300. La Chambre, en 1893, allège ce texte de son deuxième paragraphe, limite la reversibilité à moitié et ne la permet qu'au profit du conjoint seulement (art. 5). Le Sénat, en 1895, adopte en première lecture un amendement de M. Cordelet (2), d'après lequel la reversibilité n'était plus un droit pour la victime. « .... Il pourra être alloué, sur sa demande, à la victime.... » Mais je ne sais trop pourquoi le texte voté le 5 décembre 1895 s'en tint à la rédaction suivante, résultant d'échanges d'observations entre le rapporteur et M. Félix Martin (3).

<< Elle pourra exiger que la rente viagère, réduite ou non, constituée sur sa propre tète, soit reversible après son décès pour moitié au plus sur la tête de son conjoint. >>

(1) « Si la victime le demande, la somme représentative de la pension sera, jusqu'à concurrence des deux tiers, affectée à la constitution à capital réservé, reversible sous forme de rentes viagères ou temporaires, sur la tête de ses ayants droit. » Ce texte a été défendu par M. Cuvinot (Sén., 27 mars 1890, J. Off., p. 358) et critiqué par M. Blavier (27 mars 1890, J. Off., p. 362) qui a demandé si, après la mort de l'ouvrier, sa veuve pourrait exiger de la compagnie d'assurance, dépositaire du capital versé par l'industriel, la remise de ce capital. Le rapporteur a répondu que cette remise pourrait avoir lieu d'accord entre tous les intéressés, la compagnie, la veuve et les autres ayants cause, s'il y a lieu. Mais alors, dit M. Blavier, ces représentants de l'ouvrier peuvent dissiper le capital ainsi remis et la loi aura manqué son but, qui est d'empêcher les victimes de l'accident de retomber à la charge de l'assistance. En somme cette rédaction reproduisait les très graves inconvénients de la première formule de la commission.

(2) Sėn., 8 juill. 1895, J. Off., p. 765. (3) Ibid., p. 766.
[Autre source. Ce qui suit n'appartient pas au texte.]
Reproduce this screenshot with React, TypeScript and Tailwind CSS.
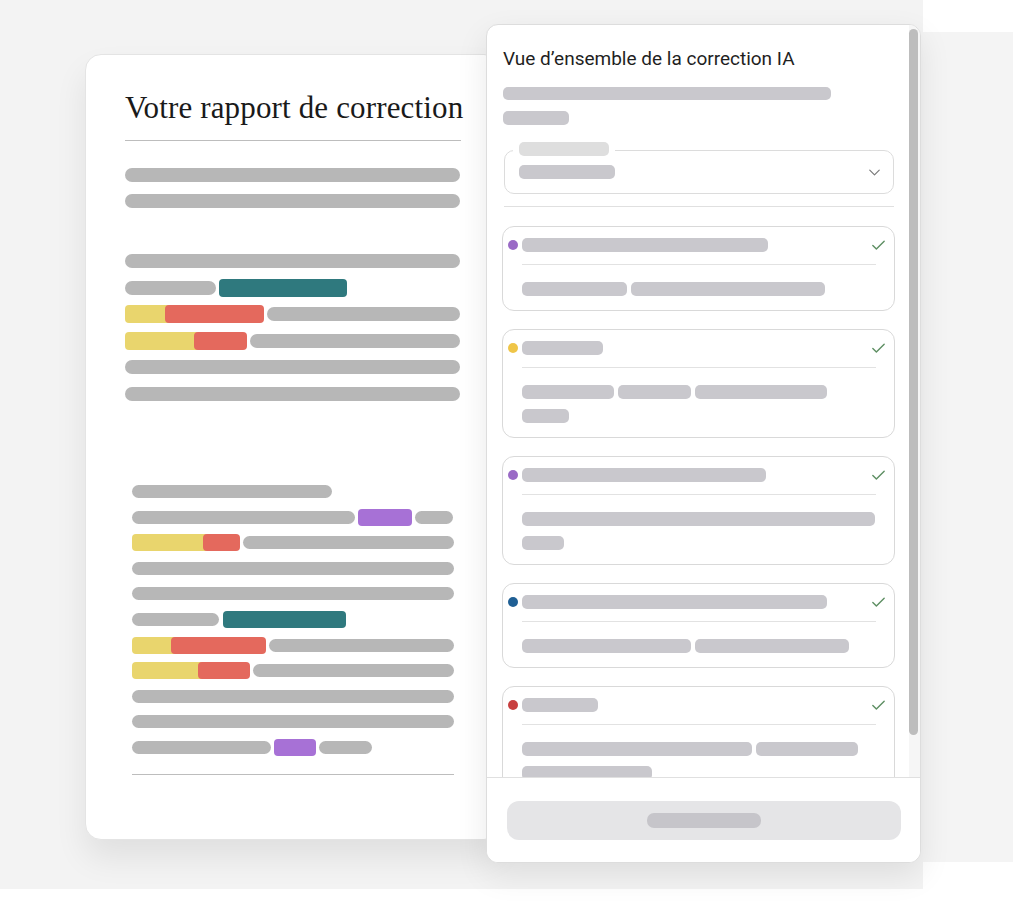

Le Sénat avait renvoyé à la seconde lecture un amendement de MM. Blavier et Félix Martin (1) permettant à la victime de réserver une partie du capital constitutif de sa rente « pour acquérir ou se construire une habitation ou pour constituer sur la tête de ses enfants des rentes temporaires jusqu'à l'âge de seize ans. »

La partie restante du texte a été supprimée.